Associations, collectivités et gouvernements s’écharpent sans discontinuer depuis la création de Roissy. Des idées et projets où s’affrontent logiques environnementale et économique.
Nous sommes le 8 mars 1974. Pierre Messmer, alors Premier Ministre de Georges Pompidou, inaugure Roissy Charles de Gaulle. 65 ans après Orly, un nouvel aéroport voit le jour dans la région parisienne. Objectif : désengorger Orly et Le Bourget.
Mais Roissy devient rapidement le centre névralgique d’un des plus gros maux de ces dernières années : le bruit. Et les premières hostilités ont lieu en 1984. Des habitants de Montmorency se plaignent des nuisances sonores dues au trafic aérien, la ville étant pourtant loin d’être limitrophe à l’aéroport. George Savage, habitant du Val d’Oise, crée la première association de lutte contre les nuisances de Roissy. L’ADVOCNAR (Association de Défense du Val d’Oise Contre les Nuisances Aériennes de Roissy) souhaite peser dans le débat.
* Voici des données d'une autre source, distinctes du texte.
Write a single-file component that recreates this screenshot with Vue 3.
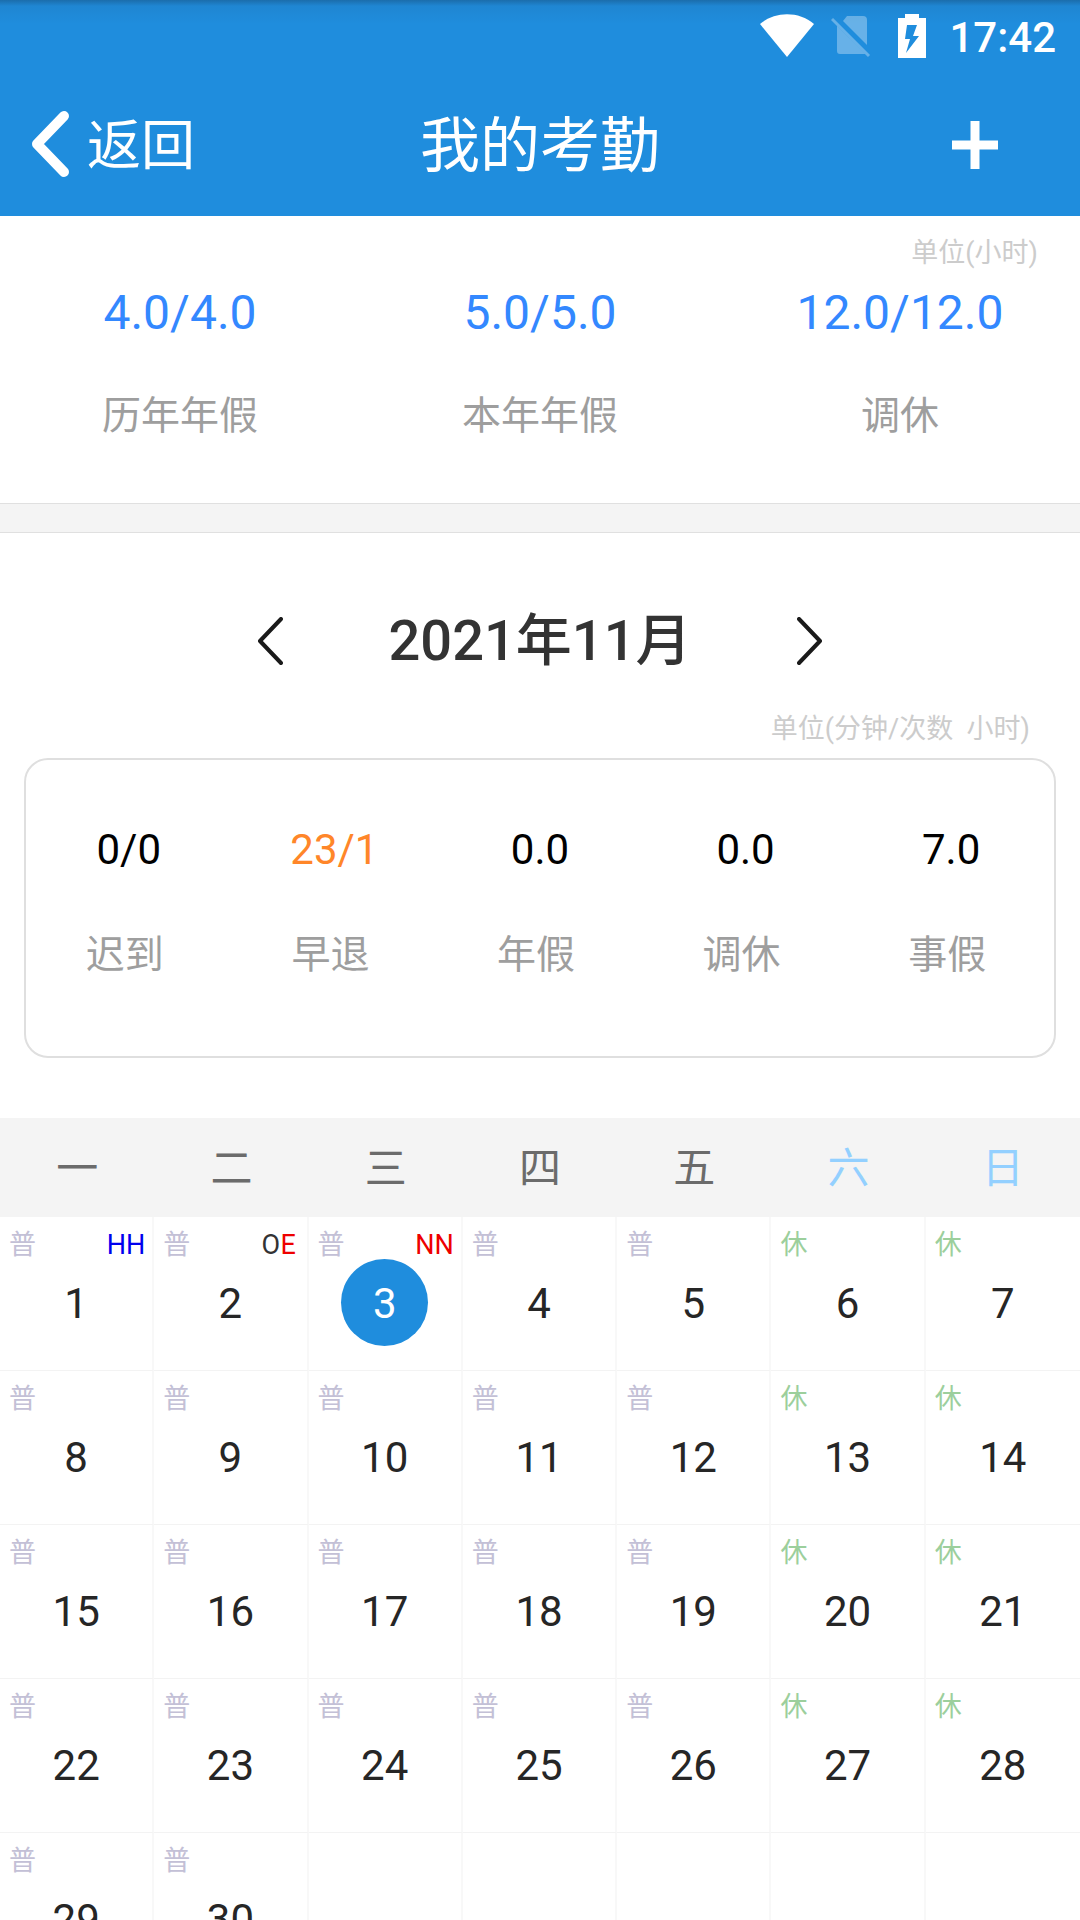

La zone de l’aéroport de Roissy, de 1950 à aujourd’hui (© Val d’Oise.fr)
Les débuts sont encourageants. L’État met en place une loi relative à l’urbanisme du voisinage des aérodromes et rend obligatoire l’instauration de Plans d’Exposition au Bruit (PEB) dans les zones proches des aéroports. Ces PEB offrent des mesures à court, moyen et long termes sur les infrastructures et la gestion du trafic. Un problème subsiste toutefois : les PEB ne prennent en compte que les zones fortement exposées au bruit et délaissent les zones aux nuisances moindres, qui continuent donc à se développer.
L’ajout de pistes, élément déclencheur des contestations
Au début des années 90, les premières manifestations ont lieu suite au projet de construction d’une troisième piste, qui fait suite à la forte augmentation du trafic aérien. Roissy est devenu un passage obligé dans le trafic de personnes et de marchandises, à l’échelle nationale, européenne et mondiale. Pour faire passer plus en douceur le projet, le gouvernement propose de décaler la piste à l’est et de pénaliser lourdement les avions trop bruyants. Un moindre mal quand on sait que le nombre de mouvements d’avions pourrait passer de 200 000 à 800 000 par an.
Finalement ce n’est pas une mais deux pistes qui sont annoncées pour pallier la saturation du trafic. D’après un rapport de l’époque, ce doublement des pistes doit améliorer la situation sur le plan du bruit. Les deux nouvelles pistes, plus courtes, seront réservées à l’atterrissage. Elles permettront d’éviter les embouteillages d’avions tournant au-dessus de certaines villes en attendant qu’une piste se libère et ainsi de répartir les nuisances. Le rapport approuve le report vers l’est, pour que les avions survolent moins longtemps, à basse altitude, les communes alentour. L’ajout des deux nouvelles pistes est validé en 1996.
Gayssot et l’économie avant tout
En 1997, Lionel Jospin nomme Jean-Claude Gayssot ministre des Transports. Il essaie d’abord de calmer le conflit lié aux nouvelles pistes et met en suspens le chantier, mais le redémarre quelques mois plus tard. Mais il impose une limitation du trafic à 55 millions de voyageurs et 495 000 mouvements d’avion par an. Les spécialistes s’accordent à dire que cette mesure n’est pas logique puisque ce sont les avions qui font du bruit, pas les passagers. La promesse n’est pas tenue longtemps. On comptait en 2019 plus de 500 000 mouvements aériens et 100 millions de passagers.
Les élus locaux jouent aussi un double jeu : d’un côté, ils s’allient aux habitants pour garder une bonne image ; de l’autre ils continuent d’accueillir les promoteurs immobiliers, augmentant le nombre de personnes subissant les nuisances aériennes. L’économie prime et la volonté des élus et du gouvernement est de faire rayonner la France via ce hub. Ils parient aussi sur l’amélioration des technologies. Matthieu Sineau, chef de projet à Bruitparif explique que “les avions deviennent de moins en moins bruyants. La baisse de 1 à 2% des décibels du bruit des avions permet de compenser 20 à 30% de trafic aérien en plus”.
Un combat sans fin
Face au poids économique de Roissy, difficile pour les opposants de peser dans le débat. Aujourd’hui, plus d’un million de personnes est impacté par les nuisances sonores de Roissy, de jour comme de nuit. Et même si le trafic n’a pas repris à 100% depuis la crise du COVID (au 1er trimestre 2022, on note 30% de vols en moins par rapport au 1er trimestre 2019), on ne note aucune tendance à la baisse des nuisances sonores.
En février dernier, la ministre Barbara Pompili a rejeté le projet de terminal 4. Un bref soulagement pour les habitants, sachant que le projet risque de revenir sur la table d’ici quelques mois.